Now that we’re almost finished up with January, and the diets to rid all the excess calories from the holidays, we can march into February with sweets back on the radar.  After all, with the Super Bowl coming up in a few weeks, we can throw caution to the wind once more and indulge in some delicious game-day fare.   As you’re going through recipes, looking for the perfect dishes to make for your guests, might I suggest this really easy pan of Pumpkin Cheesecake Bars.

If you’re anything like me, I suspect you also have a can or two of pumpkin still hiding away in the pantry.  With the rumored pumpkin shortage, when there was pumpkin to be found- multiple cans made their way into my shopping cart.   Other than pie, bread and muffins, I have to say that pumpkin cheesecake ranks right up there as a “Great Thing To Make With Pumpkin.  And this one really couldn’t be easier to do.

This also makes ahead beautifully.  We nibbled off the pan of bars for a good five days or so.  Make it ahead with confidence and store it in the fridge.  Pecans make a fantastic substitution for the walnuts if you prefer them.

Pumpkin Cheesecake Bars

Crust:

3/4 cup walnuts
1 package graham crackers
1/4 cup sugar
1/2 teaspoon ground cinnamon
1/4 teaspoon ground ginger
1/8 teaspoon ground cloves
1/4 cup butter, melted

Filling:

2 (8 ounce) packages cream cheese, softened
3/4 cup sugar
2 eggs, lightly beaten
1 cup canned pumpkin
1 teaspoon ground cinnamon, divided
2 tablespoons chopped walnuts

Directions:

In a food processor, combine the walnuts and crackers.  Pulse until crackers are crushed and nuts are finely chopped.  Pour into a small bowl and add the  sugar and spices; stir in butter.

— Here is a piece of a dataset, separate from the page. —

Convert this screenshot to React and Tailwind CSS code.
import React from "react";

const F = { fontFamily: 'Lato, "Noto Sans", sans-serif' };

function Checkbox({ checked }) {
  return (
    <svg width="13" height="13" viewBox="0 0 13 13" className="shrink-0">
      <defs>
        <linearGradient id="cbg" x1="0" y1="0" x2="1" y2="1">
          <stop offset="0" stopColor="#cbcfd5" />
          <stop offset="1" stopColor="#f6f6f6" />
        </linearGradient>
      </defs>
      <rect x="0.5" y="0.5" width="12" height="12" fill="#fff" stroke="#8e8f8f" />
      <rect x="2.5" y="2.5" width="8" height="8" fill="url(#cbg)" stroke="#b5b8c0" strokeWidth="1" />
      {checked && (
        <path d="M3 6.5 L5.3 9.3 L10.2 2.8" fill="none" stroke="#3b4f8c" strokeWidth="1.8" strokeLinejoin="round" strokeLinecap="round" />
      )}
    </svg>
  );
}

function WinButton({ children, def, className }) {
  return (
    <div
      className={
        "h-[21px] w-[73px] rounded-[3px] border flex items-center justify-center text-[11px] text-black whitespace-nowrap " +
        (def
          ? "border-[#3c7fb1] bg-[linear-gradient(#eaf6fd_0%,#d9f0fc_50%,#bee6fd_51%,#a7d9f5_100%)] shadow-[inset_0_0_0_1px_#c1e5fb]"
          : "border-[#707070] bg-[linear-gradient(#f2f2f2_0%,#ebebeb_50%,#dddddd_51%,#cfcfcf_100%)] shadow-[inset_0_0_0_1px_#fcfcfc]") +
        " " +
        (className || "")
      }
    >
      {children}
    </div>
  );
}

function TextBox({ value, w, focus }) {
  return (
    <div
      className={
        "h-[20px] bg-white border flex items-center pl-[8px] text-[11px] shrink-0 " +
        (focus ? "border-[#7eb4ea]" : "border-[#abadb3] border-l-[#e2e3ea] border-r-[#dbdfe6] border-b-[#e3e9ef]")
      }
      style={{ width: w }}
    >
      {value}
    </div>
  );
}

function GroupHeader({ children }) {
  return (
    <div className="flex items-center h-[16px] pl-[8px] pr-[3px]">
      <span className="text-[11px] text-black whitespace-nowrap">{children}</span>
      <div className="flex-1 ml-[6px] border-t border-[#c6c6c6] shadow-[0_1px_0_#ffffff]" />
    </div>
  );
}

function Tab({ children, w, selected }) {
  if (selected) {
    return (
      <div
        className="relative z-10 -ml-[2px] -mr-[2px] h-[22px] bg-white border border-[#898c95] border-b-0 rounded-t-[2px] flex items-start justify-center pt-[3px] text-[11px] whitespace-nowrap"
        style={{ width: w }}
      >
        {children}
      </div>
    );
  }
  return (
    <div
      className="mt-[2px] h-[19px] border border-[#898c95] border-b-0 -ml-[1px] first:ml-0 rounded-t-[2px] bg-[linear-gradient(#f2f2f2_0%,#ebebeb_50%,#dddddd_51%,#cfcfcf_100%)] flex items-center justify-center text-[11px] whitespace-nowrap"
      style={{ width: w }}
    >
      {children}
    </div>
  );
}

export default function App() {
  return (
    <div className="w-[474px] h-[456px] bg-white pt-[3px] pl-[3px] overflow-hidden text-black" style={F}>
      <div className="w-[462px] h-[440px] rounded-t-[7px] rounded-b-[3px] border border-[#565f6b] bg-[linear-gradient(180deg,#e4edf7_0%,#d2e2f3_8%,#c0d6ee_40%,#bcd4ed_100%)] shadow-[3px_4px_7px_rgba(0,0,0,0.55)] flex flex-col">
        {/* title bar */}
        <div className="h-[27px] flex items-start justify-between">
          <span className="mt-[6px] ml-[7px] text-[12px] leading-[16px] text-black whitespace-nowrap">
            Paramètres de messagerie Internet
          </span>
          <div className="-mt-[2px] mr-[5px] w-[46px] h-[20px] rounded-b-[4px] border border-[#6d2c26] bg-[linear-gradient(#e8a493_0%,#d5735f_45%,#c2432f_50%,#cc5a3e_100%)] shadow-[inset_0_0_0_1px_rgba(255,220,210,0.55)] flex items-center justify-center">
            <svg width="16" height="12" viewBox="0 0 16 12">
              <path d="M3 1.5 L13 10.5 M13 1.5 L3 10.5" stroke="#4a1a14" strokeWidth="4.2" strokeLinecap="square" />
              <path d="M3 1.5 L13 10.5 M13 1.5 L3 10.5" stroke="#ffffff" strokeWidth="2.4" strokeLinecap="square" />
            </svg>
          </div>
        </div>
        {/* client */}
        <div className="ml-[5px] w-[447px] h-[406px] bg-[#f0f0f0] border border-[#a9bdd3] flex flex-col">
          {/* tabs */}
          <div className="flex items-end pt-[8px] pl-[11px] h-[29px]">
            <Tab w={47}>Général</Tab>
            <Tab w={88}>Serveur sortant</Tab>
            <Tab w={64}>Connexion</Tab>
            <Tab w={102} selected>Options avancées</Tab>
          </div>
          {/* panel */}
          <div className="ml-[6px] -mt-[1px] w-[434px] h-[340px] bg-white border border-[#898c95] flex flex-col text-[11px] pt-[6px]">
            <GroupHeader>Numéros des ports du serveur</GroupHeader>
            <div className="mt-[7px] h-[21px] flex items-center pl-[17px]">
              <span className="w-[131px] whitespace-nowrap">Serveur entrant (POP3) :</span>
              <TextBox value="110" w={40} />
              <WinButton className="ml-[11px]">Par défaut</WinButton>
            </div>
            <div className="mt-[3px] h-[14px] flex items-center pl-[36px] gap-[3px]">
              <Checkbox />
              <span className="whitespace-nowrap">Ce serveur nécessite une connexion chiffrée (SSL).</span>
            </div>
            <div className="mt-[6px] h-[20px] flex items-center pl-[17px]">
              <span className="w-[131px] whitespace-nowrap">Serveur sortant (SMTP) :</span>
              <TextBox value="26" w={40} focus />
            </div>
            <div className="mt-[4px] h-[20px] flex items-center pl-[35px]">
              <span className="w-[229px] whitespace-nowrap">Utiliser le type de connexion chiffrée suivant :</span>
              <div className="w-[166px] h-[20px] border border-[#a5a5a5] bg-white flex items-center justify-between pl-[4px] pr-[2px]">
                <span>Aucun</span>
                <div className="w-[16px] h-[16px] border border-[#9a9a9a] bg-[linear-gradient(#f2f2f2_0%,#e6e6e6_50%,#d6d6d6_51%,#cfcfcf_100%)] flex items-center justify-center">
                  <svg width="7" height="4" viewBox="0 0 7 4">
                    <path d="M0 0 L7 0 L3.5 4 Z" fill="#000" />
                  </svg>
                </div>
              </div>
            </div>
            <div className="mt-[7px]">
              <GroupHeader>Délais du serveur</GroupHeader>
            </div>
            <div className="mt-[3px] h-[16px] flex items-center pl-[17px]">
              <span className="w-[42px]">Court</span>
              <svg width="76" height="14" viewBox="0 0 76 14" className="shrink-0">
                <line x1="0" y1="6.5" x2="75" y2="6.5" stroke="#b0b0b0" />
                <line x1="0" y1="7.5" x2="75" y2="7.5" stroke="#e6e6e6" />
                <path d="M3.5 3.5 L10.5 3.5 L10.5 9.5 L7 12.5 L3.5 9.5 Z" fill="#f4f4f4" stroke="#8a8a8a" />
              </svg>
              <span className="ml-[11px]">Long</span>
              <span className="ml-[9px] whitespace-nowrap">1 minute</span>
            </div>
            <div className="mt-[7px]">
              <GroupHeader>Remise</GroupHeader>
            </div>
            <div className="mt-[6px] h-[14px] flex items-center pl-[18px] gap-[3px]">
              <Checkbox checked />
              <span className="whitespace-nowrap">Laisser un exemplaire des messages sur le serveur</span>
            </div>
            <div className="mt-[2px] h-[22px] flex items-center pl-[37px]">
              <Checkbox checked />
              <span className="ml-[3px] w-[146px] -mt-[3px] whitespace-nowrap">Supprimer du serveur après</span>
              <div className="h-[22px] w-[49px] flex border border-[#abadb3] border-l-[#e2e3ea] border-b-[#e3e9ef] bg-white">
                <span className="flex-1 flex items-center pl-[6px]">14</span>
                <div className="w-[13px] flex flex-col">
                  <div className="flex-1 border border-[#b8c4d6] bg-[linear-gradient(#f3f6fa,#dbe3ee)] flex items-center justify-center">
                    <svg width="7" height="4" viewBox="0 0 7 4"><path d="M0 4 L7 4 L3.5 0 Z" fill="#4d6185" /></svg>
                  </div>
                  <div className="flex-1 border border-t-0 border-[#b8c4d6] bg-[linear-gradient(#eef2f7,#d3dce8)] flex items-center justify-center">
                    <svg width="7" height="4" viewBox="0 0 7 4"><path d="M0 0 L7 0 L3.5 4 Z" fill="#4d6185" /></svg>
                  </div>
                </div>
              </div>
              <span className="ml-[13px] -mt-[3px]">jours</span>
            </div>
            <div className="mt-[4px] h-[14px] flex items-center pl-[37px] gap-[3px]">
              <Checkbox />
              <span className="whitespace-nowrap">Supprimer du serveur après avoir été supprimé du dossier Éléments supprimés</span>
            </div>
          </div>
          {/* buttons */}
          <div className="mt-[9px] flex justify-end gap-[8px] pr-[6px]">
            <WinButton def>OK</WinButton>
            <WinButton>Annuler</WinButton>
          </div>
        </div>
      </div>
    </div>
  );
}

Press onto the bottom of an ungreased 9 x 13 pan.

For filling, in a large bowl, beat cream cheese and sugar until smooth. Add eggs; beat on low speed just until combined. Add pumpkin and 3/4 teaspoon cinnamon; beat on low speed just until combined. Pour into crust and spread evenly.  Sprinkle the top with walnuts and remaining cinnamon.

Bake at 350° for 35-40 minutes or until center is  set. Cool on a wire rack for 1-1/2 hours. Store in the refrigerator.